WHAT YOU NEED TO DO. The entries below contain pictures. Retype everything except those pictures, exactly as given.
[start EXERCISE INPUT]
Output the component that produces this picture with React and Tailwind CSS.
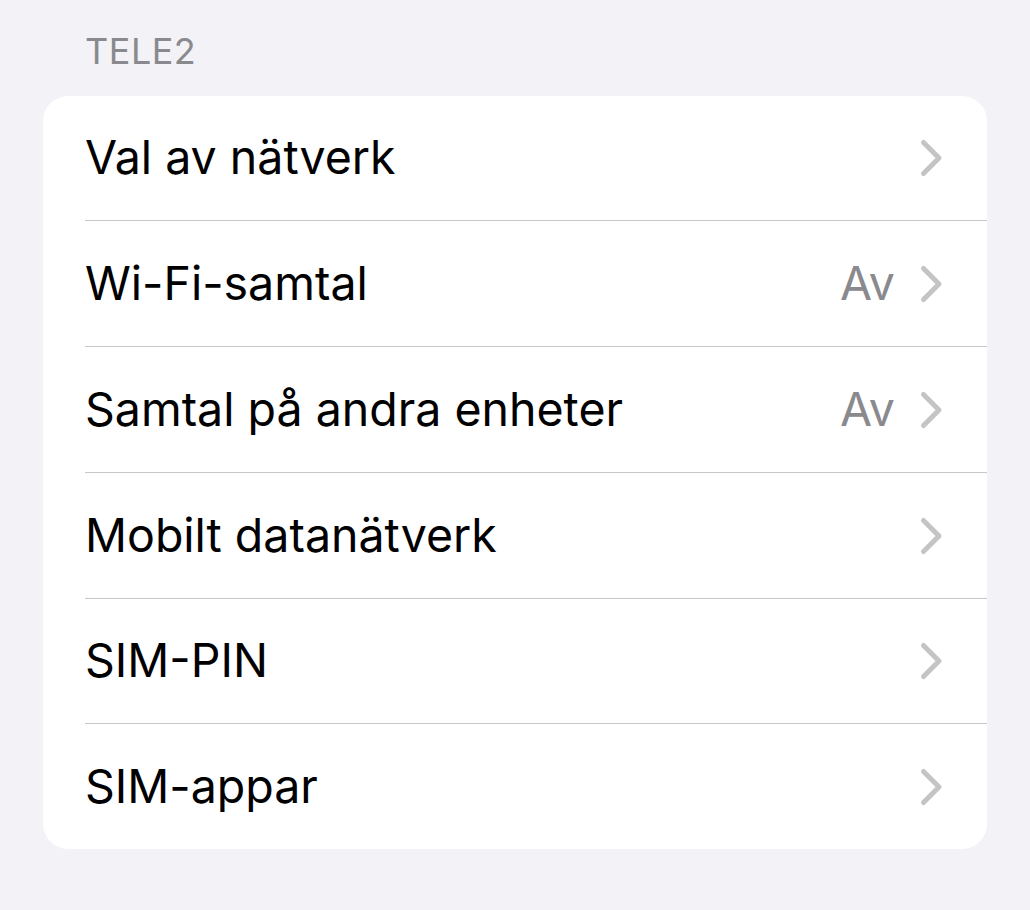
import React from "react";

const rows = [
  { label: "Val av nätverk", h: "h-[125px]" },
  { label: "Wi-Fi-samtal", value: "Av", h: "h-[126px]" },
  { label: "Samtal på andra enheter", value: "Av", h: "h-[126px]" },
  { label: "Mobilt datanätverk", h: "h-[126px]" },
  { label: "SIM-PIN", h: "h-[125px]" },
  { label: "SIM-appar", h: "h-[125px]" },
];

function Chevron() {
  return (
    <svg width="26" height="40" viewBox="0 0 26 40" className="shrink-0">
      <path d="M4.5 4.5 L20 20 L4.5 35.5" fill="none" stroke="#c4c4c7" strokeWidth="5" strokeLinecap="round" strokeLinejoin="round" />
    </svg>
  );
}

export default function App() {
  return (
    <div className="w-[1030px] h-[910px] bg-[#f2f2f7] pt-[29px] pl-[43px] pr-[43px]" style={{ fontFamily: "Inter, 'Noto Sans', sans-serif" }}>
      <div className="pl-[42px] text-[36px] leading-[44px] text-[#8a8a8e] tracking-[0.5px]">TELE2</div>
      <div className="mt-[23px] bg-white rounded-[25px] overflow-hidden">
        {rows.map((r, i) => (
          <div key={r.label} className="pl-[42px]">
            <div className={`flex items-center ${r.h} pr-[42px] ${i < rows.length - 1 ? "border-b border-[#c8c8cb]" : ""}`}>
              <div className="flex-1 text-[46.5px] text-black">{r.label}</div>
              {r.value && <div className="text-[46.5px] text-[#8a8a8e] mr-[24px]">{r.value}</div>}
              <Chevron />
            </div>
          </div>
        ))}
      </div>
    </div>
  );
}
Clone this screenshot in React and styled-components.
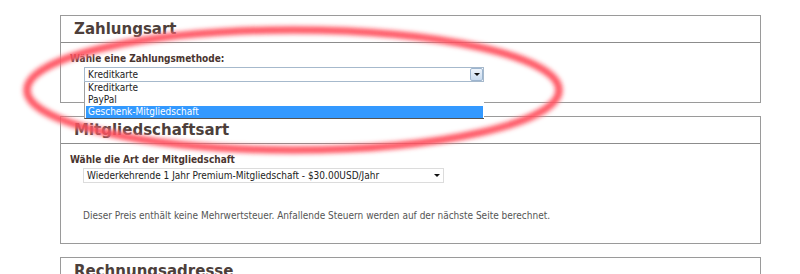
import React from 'react';
import styled, { createGlobalStyle } from 'styled-components';

const GlobalStyle = createGlobalStyle`
  html, body {
    margin: 0;
    padding: 0;
    background: #fff;
  }
  body {
    font-family: "DejaVu Sans Condensed", "DejaVu Sans", Verdana, sans-serif;
    color: #4a3d38;
  }
`;

const Page = styled.div`
  position: relative;
  width: 800px;
  height: 274px;
  overflow: hidden;
  padding: 15px 0 0 60px;
  box-sizing: border-box;
`;

const Panel = styled.section`
  position: relative;
  width: 701px;
  box-sizing: border-box;
  border: 1px solid #9a9a9a;
  margin-bottom: 13px;
  height: ${(p) => p.height}px;
`;

const PanelHeader = styled.div`
  height: 26px;
  border-bottom: 1px solid #8c8c8c;
  display: flex;
  align-items: center;
  padding-left: 13px;
`;

const Title = styled.h2`
  margin: 0;
  font-family: "DejaVu Sans", Verdana, sans-serif;
  font-size: 15px;
  font-weight: bold;
  color: #4d3f3b;
`;

const PanelBody = styled.div`
  padding: 10px 9px 0 9px;
`;

const Label = styled.div`
  font-size: 10px;
  font-weight: bold;
  color: #4a3530;
  line-height: 12px;
`;

const SelectBox = styled.div`
  position: relative;
  margin-left: ${(p) => p.indent}px;
  margin-top: 2px;
  width: ${(p) => p.width}px;
  height: 15px;
  box-sizing: border-box;
  border: 1px solid ${(p) => (p.focused ? '#a6b9cc' : '#dcdcdc')};
  display: flex;
  align-items: center;
  justify-content: space-between;
  font-size: 10px;
  color: #222;
  padding-left: 3px;
  background: #fff;
`;

const ArrowButton = styled.div`
  width: 13px;
  height: 13px;
  box-sizing: border-box;
  border: 1px solid #9db5cf;
  border-radius: 2px;
  background: linear-gradient(#eef4fb, #c9dbef);
  display: flex;
  align-items: center;
  justify-content: center;
`;

const PlainArrow = styled.div`
  width: 13px;
  display: flex;
  justify-content: center;
  align-items: center;
`;

const Caret = styled.span`
  width: 0;
  height: 0;
  border-left: 3px solid transparent;
  border-right: 3px solid transparent;
  border-top: 3px solid #111;
`;

const DropList = styled.ul`
  position: absolute;
  left: -1px;
  top: 14px;
  width: 400px;
  margin: 0;
  padding: 0 1px 0 1px;
  box-sizing: border-box;
  list-style: none;
  background: #fff;
  border-left: 1px solid #a0a0a0;
  border-bottom: 1px solid #555;
  z-index: 2;
`;

const Option = styled.li`
  height: 12px;
  line-height: 12px;
  font-size: 10px;
  padding-left: 2px;
  color: ${(p) => (p.selected ? '#fff' : '#222')};
  background: ${(p) => (p.selected ? '#3399ff' : 'transparent')};
`;

const Note = styled.p`
  margin: 27px 0 0 13px;
  font-size: 10px;
  color: #555;
`;

const Highlight = styled.svg`
  position: absolute;
  left: 0;
  top: 0;
  pointer-events: none;
  z-index: 5;
`;

export default function App() {
  return (
    <>
      <GlobalStyle />
      <Page>
        <Panel height={88}>
          <PanelHeader>
            <Title>Zahlungsart</Title>
          </PanelHeader>
          <PanelBody>
            <Label>Wähle eine Zahlungsmethode:</Label>
            <SelectBox indent={14} width={400} focused>
              <span>Kreditkarte</span>
              <ArrowButton>
                <Caret />
              </ArrowButton>
              <DropList>
                <Option>Kreditkarte</Option>
                <Option>PayPal</Option>
                <Option selected>Geschenk-Mitgliedschaft</Option>
              </DropList>
            </SelectBox>
          </PanelBody>
        </Panel>
        <Panel height={128}>
          <PanelHeader>
            <Title>Mitgliedschaftsart</Title>
          </PanelHeader>
          <PanelBody>
            <Label>Wähle die Art der Mitgliedschaft</Label>
            <SelectBox indent={13} width={361}>
              <span>Wiederkehrende 1 Jahr Premium-Mitgliedschaft - $30.00USD/Jahr</span>
              <PlainArrow>
                <Caret />
              </PlainArrow>
            </SelectBox>
            <Note>
              Dieser Preis enthält keine Mehrwertsteuer. Anfallende Steuern werden auf der nächste Seite berechnet.
            </Note>
          </PanelBody>
        </Panel>
        <Panel height={40}>
          <PanelHeader>
            <Title>Rechnungsadresse</Title>
          </PanelHeader>
        </Panel>
        <Highlight width="800" height="274" viewBox="0 0 800 274">
          <defs>
            <filter id="soft" x="-10%" y="-30%" width="120%" height="160%">
              <feGaussianBlur stdDeviation="2" />
            </filter>
          </defs>
          <ellipse cx="293" cy="90" rx="266" ry="60" fill="none" stroke="#ff8088" strokeWidth="9" filter="url(#soft)" opacity="0.7" />
          <ellipse cx="293" cy="90" rx="266" ry="60" fill="none" stroke="#ff3848" strokeWidth="3.5" filter="url(#soft)" />
        </Highlight>
      </Page>
    </>
  );
}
[end EXERCISE INPUT]
ANSWER FOR THE TASK.
Output the component that produces this picture with React and Tailwind CSS.
import React from "react";

const rows = [
  { label: "Val av nätverk", h: "h-[125px]" },
  { label: "Wi-Fi-samtal", value: "Av", h: "h-[126px]" },
  { label: "Samtal på andra enheter", value: "Av", h: "h-[126px]" },
  { label: "Mobilt datanätverk", h: "h-[126px]" },
  { label: "SIM-PIN", h: "h-[125px]" },
  { label: "SIM-appar", h: "h-[125px]" },
];

function Chevron() {
  return (
    <svg width="26" height="40" viewBox="0 0 26 40" className="shrink-0">
      <path d="M4.5 4.5 L20 20 L4.5 35.5" fill="none" stroke="#c4c4c7" strokeWidth="5" strokeLinecap="round" strokeLinejoin="round" />
    </svg>
  );
}

export default function App() {
  return (
    <div className="w-[1030px] h-[910px] bg-[#f2f2f7] pt-[29px] pl-[43px] pr-[43px]" style={{ fontFamily: "Inter, 'Noto Sans', sans-serif" }}>
      <div className="pl-[42px] text-[36px] leading-[44px] text-[#8a8a8e] tracking-[0.5px]">TELE2</div>
      <div className="mt-[23px] bg-white rounded-[25px] overflow-hidden">
        {rows.map((r, i) => (
          <div key={r.label} className="pl-[42px]">
            <div className={`flex items-center ${r.h} pr-[42px] ${i < rows.length - 1 ? "border-b border-[#c8c8cb]" : ""}`}>
              <div className="flex-1 text-[46.5px] text-black">{r.label}</div>
              {r.value && <div className="text-[46.5px] text-[#8a8a8e] mr-[24px]">{r.value}</div>}
              <Chevron />
            </div>
          </div>
        ))}
      </div>
    </div>
  );
}
Clone this screenshot in React and styled-components.
import React from 'react';
import styled, { createGlobalStyle } from 'styled-components';

const GlobalStyle = createGlobalStyle`
  html, body {
    margin: 0;
    padding: 0;
    background: #fff;
  }
  body {
    font-family: "DejaVu Sans Condensed", "DejaVu Sans", Verdana, sans-serif;
    color: #4a3d38;
  }
`;

const Page = styled.div`
  position: relative;
  width: 800px;
  height: 274px;
  overflow: hidden;
  padding: 15px 0 0 60px;
  box-sizing: border-box;
`;

const Panel = styled.section`
  position: relative;
  width: 701px;
  box-sizing: border-box;
  border: 1px solid #9a9a9a;
  margin-bottom: 13px;
  height: ${(p) => p.height}px;
`;

const PanelHeader = styled.div`
  height: 26px;
  border-bottom: 1px solid #8c8c8c;
  display: flex;
  align-items: center;
  padding-left: 13px;
`;

const Title = styled.h2`
  margin: 0;
  font-family: "DejaVu Sans", Verdana, sans-serif;
  font-size: 15px;
  font-weight: bold;
  color: #4d3f3b;
`;

const PanelBody = styled.div`
  padding: 10px 9px 0 9px;
`;

const Label = styled.div`
  font-size: 10px;
  font-weight: bold;
  color: #4a3530;
  line-height: 12px;
`;

const SelectBox = styled.div`
  position: relative;
  margin-left: ${(p) => p.indent}px;
  margin-top: 2px;
  width: ${(p) => p.width}px;
  height: 15px;
  box-sizing: border-box;
  border: 1px solid ${(p) => (p.focused ? '#a6b9cc' : '#dcdcdc')};
  display: flex;
  align-items: center;
  justify-content: space-between;
  font-size: 10px;
  color: #222;
  padding-left: 3px;
  background: #fff;
`;

const ArrowButton = styled.div`
  width: 13px;
  height: 13px;
  box-sizing: border-box;
  border: 1px solid #9db5cf;
  border-radius: 2px;
  background: linear-gradient(#eef4fb, #c9dbef);
  display: flex;
  align-items: center;
  justify-content: center;
`;

const PlainArrow = styled.div`
  width: 13px;
  display: flex;
  justify-content: center;
  align-items: center;
`;

const Caret = styled.span`
  width: 0;
  height: 0;
  border-left: 3px solid transparent;
  border-right: 3px solid transparent;
  border-top: 3px solid #111;
`;

const DropList = styled.ul`
  position: absolute;
  left: -1px;
  top: 14px;
  width: 400px;
  margin: 0;
  padding: 0 1px 0 1px;
  box-sizing: border-box;
  list-style: none;
  background: #fff;
  border-left: 1px solid #a0a0a0;
  border-bottom: 1px solid #555;
  z-index: 2;
`;

const Option = styled.li`
  height: 12px;
  line-height: 12px;
  font-size: 10px;
  padding-left: 2px;
  color: ${(p) => (p.selected ? '#fff' : '#222')};
  background: ${(p) => (p.selected ? '#3399ff' : 'transparent')};
`;

const Note = styled.p`
  margin: 27px 0 0 13px;
  font-size: 10px;
  color: #555;
`;

const Highlight = styled.svg`
  position: absolute;
  left: 0;
  top: 0;
  pointer-events: none;
  z-index: 5;
`;

export default function App() {
  return (
    <>
      <GlobalStyle />
      <Page>
        <Panel height={88}>
          <PanelHeader>
            <Title>Zahlungsart</Title>
          </PanelHeader>
          <PanelBody>
            <Label>Wähle eine Zahlungsmethode:</Label>
            <SelectBox indent={14} width={400} focused>
              <span>Kreditkarte</span>
              <ArrowButton>
                <Caret />
              </ArrowButton>
              <DropList>
                <Option>Kreditkarte</Option>
                <Option>PayPal</Option>
                <Option selected>Geschenk-Mitgliedschaft</Option>
              </DropList>
            </SelectBox>
          </PanelBody>
        </Panel>
        <Panel height={128}>
          <PanelHeader>
            <Title>Mitgliedschaftsart</Title>
          </PanelHeader>
          <PanelBody>
            <Label>Wähle die Art der Mitgliedschaft</Label>
            <SelectBox indent={13} width={361}>
              <span>Wiederkehrende 1 Jahr Premium-Mitgliedschaft - $30.00USD/Jahr</span>
              <PlainArrow>
                <Caret />
              </PlainArrow>
            </SelectBox>
            <Note>
              Dieser Preis enthält keine Mehrwertsteuer. Anfallende Steuern werden auf der nächste Seite berechnet.
            </Note>
          </PanelBody>
        </Panel>
        <Panel height={40}>
          <PanelHeader>
            <Title>Rechnungsadresse</Title>
          </PanelHeader>
        </Panel>
        <Highlight width="800" height="274" viewBox="0 0 800 274">
          <defs>
            <filter id="soft" x="-10%" y="-30%" width="120%" height="160%">
              <feGaussianBlur stdDeviation="2" />
            </filter>
          </defs>
          <ellipse cx="293" cy="90" rx="266" ry="60" fill="none" stroke="#ff8088" strokeWidth="9" filter="url(#soft)" opacity="0.7" />
          <ellipse cx="293" cy="90" rx="266" ry="60" fill="none" stroke="#ff3848" strokeWidth="3.5" filter="url(#soft)" />
        </Highlight>
      </Page>
    </>
  );
}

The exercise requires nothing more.